Dans son rapport annuel sur l’état des lieux du sexisme en France, le Haut Conseil à l'Égalité entre les femmes et les hommes (HCE) souligne de son côté le manque de confiance des personnes interrogées à l’égard des pouvoirs publics pour lutter contre le sexisme, en dépit de libération de la parole liée à l’émergence du mouvement #MeToo. Il pointe également l’apparition de formes nouvelles de violences envers les femmes : harcèlement en ligne, barbarie de l’industrie pornographique, affirmation d’une sphère masculiniste et antiféministe…

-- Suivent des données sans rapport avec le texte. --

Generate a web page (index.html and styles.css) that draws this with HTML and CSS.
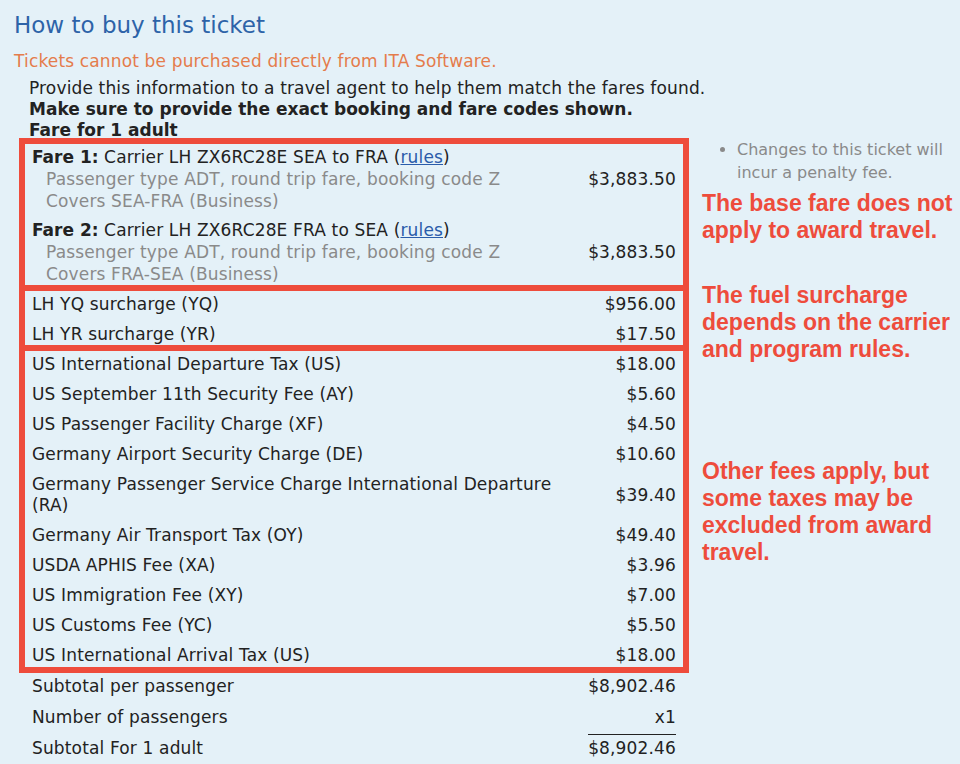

Ce malaise profond, Yoann l’exprime dans le film lorsqu’il est convoqué dans le bureau d’une juge d’instruction, jouée par Anouk Grinberg, qui souhaite rouvrir l’enquête sur la mort de Clara plusieurs années après les faits. "Ce qui m’a rendu dingue, c’est que tous les types qu’on a entendu auraient pu le faire", avoue le jeune inspecteur, désabusé.  "J’ai la conviction que si on ne trouve pas l’assassin, c’est parce que ce sont tous les hommes qui ont tué Clara", poursuit-il avant de conclure : "C’est quelque chose qui cloche entre les hommes et les femmes". À défaut de réponses, La Nuit du 12 pose les bonnes questions.